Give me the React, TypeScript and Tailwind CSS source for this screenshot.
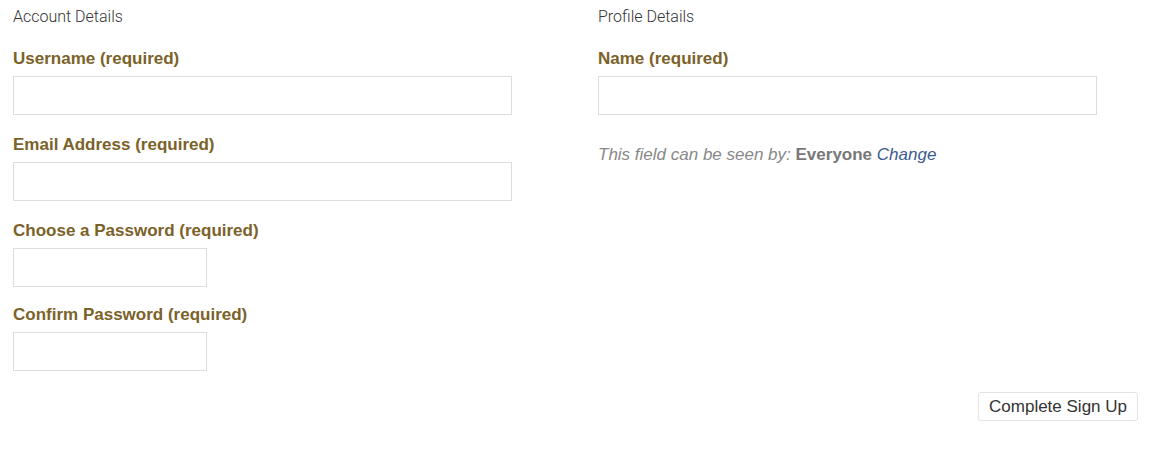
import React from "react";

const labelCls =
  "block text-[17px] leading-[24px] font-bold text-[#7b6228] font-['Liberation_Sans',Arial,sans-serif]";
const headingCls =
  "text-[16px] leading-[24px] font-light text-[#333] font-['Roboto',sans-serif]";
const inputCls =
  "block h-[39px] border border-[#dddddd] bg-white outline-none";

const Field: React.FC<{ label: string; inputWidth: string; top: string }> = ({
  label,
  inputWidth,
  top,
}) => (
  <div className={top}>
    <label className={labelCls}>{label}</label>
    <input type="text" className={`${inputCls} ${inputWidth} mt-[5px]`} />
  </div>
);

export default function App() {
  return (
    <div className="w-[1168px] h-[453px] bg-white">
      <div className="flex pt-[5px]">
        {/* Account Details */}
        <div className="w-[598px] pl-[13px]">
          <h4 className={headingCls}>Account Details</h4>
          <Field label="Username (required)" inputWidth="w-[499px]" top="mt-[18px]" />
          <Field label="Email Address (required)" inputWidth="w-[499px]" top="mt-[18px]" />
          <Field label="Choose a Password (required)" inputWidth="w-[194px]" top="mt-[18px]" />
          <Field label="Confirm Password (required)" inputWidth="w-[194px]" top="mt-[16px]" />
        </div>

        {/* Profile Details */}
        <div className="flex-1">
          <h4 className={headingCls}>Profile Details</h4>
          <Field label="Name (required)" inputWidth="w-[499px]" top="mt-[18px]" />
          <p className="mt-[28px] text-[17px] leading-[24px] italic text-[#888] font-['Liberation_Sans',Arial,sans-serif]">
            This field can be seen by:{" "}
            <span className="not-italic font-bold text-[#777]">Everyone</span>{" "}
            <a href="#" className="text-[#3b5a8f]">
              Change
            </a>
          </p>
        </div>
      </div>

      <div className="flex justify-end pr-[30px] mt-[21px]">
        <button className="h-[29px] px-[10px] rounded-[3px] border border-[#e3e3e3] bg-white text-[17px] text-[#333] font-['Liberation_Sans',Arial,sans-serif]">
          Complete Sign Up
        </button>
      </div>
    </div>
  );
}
:::
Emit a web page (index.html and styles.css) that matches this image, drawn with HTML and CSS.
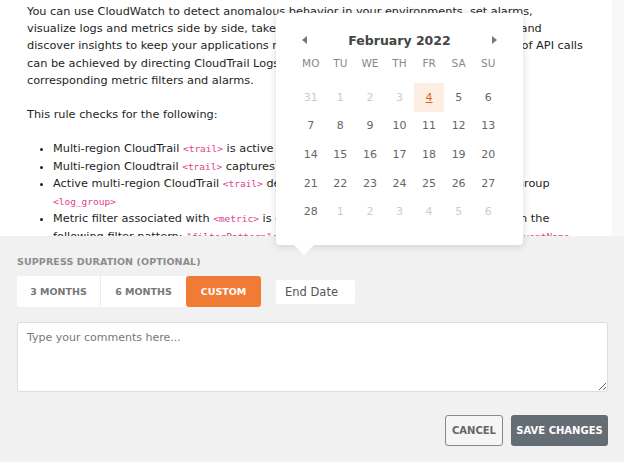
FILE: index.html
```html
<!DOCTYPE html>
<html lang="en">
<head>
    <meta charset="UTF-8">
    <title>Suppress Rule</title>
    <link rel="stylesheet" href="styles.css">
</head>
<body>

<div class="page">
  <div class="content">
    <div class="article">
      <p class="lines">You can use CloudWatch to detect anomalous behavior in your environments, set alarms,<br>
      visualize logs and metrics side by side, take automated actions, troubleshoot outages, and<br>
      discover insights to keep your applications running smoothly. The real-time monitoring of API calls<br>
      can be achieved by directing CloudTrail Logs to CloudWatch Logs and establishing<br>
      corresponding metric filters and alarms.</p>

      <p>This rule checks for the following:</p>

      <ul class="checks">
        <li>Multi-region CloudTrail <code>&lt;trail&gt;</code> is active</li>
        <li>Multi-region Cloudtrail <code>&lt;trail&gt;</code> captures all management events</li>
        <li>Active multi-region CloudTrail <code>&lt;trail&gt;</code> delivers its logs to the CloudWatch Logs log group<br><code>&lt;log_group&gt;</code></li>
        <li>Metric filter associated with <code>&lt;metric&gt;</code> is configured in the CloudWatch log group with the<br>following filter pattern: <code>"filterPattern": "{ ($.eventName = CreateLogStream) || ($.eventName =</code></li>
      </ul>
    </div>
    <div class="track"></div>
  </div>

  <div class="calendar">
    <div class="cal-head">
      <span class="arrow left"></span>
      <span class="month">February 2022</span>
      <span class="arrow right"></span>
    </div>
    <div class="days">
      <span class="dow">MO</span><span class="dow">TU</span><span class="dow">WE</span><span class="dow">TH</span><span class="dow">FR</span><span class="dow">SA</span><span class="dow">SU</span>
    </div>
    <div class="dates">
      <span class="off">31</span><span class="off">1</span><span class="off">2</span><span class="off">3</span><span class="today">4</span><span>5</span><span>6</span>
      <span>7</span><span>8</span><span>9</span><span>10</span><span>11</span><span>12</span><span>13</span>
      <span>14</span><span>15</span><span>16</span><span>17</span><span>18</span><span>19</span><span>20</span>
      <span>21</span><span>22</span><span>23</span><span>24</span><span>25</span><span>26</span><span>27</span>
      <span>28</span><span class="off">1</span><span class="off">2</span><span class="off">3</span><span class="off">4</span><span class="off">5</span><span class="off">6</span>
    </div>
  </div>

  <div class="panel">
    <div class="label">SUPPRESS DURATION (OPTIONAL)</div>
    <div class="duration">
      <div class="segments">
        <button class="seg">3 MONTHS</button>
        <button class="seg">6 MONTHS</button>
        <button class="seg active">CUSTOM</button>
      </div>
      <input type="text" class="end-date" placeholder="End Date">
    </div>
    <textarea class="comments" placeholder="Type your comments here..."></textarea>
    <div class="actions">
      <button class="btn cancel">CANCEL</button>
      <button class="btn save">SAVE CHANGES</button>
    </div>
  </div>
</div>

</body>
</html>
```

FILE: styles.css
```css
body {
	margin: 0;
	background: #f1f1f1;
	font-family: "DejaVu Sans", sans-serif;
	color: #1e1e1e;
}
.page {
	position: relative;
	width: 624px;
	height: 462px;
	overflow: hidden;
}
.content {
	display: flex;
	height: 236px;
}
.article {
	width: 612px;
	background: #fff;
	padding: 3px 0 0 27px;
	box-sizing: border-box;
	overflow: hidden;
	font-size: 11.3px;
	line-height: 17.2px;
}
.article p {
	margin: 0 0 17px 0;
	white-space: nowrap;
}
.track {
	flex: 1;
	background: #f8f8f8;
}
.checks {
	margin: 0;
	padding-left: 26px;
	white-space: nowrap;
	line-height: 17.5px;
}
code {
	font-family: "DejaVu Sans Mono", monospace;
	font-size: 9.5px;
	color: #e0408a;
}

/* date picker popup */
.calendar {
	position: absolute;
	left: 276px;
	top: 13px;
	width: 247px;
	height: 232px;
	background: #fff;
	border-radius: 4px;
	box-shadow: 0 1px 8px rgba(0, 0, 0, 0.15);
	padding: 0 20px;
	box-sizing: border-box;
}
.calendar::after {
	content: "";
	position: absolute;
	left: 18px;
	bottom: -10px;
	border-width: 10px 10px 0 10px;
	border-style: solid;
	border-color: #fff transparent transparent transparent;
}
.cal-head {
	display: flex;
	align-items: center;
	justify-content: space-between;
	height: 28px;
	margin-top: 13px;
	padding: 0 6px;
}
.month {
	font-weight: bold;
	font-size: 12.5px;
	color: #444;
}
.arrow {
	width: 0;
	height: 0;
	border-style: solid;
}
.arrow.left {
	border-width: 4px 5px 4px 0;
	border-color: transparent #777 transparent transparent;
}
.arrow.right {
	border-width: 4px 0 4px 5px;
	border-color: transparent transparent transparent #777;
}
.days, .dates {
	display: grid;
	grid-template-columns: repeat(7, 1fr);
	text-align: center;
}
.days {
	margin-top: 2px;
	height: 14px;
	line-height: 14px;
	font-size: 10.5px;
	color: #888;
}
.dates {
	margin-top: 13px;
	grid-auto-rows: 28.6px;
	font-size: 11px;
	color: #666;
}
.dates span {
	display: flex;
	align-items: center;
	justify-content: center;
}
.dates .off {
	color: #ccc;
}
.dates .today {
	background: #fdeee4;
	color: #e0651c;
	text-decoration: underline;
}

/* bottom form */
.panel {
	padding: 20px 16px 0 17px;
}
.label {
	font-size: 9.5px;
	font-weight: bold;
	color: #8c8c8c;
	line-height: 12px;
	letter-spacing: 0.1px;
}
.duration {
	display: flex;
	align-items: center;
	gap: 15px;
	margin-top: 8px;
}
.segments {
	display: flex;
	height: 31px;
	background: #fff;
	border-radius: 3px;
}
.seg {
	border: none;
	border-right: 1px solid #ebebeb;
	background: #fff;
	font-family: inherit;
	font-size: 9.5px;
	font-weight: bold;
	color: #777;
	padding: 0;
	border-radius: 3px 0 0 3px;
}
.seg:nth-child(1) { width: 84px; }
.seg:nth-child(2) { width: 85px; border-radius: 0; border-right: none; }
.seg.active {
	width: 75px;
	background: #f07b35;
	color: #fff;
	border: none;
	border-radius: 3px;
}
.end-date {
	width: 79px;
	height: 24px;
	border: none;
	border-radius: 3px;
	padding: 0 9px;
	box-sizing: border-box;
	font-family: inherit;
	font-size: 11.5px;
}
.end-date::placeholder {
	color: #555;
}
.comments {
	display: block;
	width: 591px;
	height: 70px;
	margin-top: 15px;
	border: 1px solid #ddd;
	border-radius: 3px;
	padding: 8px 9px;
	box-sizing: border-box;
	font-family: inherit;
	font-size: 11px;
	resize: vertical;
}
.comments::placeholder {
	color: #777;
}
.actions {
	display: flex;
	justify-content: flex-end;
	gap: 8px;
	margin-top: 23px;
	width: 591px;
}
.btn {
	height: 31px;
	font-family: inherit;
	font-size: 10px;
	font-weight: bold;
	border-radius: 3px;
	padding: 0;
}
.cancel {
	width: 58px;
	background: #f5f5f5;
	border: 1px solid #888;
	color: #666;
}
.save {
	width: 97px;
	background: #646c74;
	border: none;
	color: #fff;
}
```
:::
• **Set exercise**: Keep the pictures out, and extract only the lines that begin at the one containing "Give me the" and end at the one containing "import React from", inclusive.

• **Complete answer**:
Give me the React, TypeScript and Tailwind CSS source for this screenshot.
import React from "react";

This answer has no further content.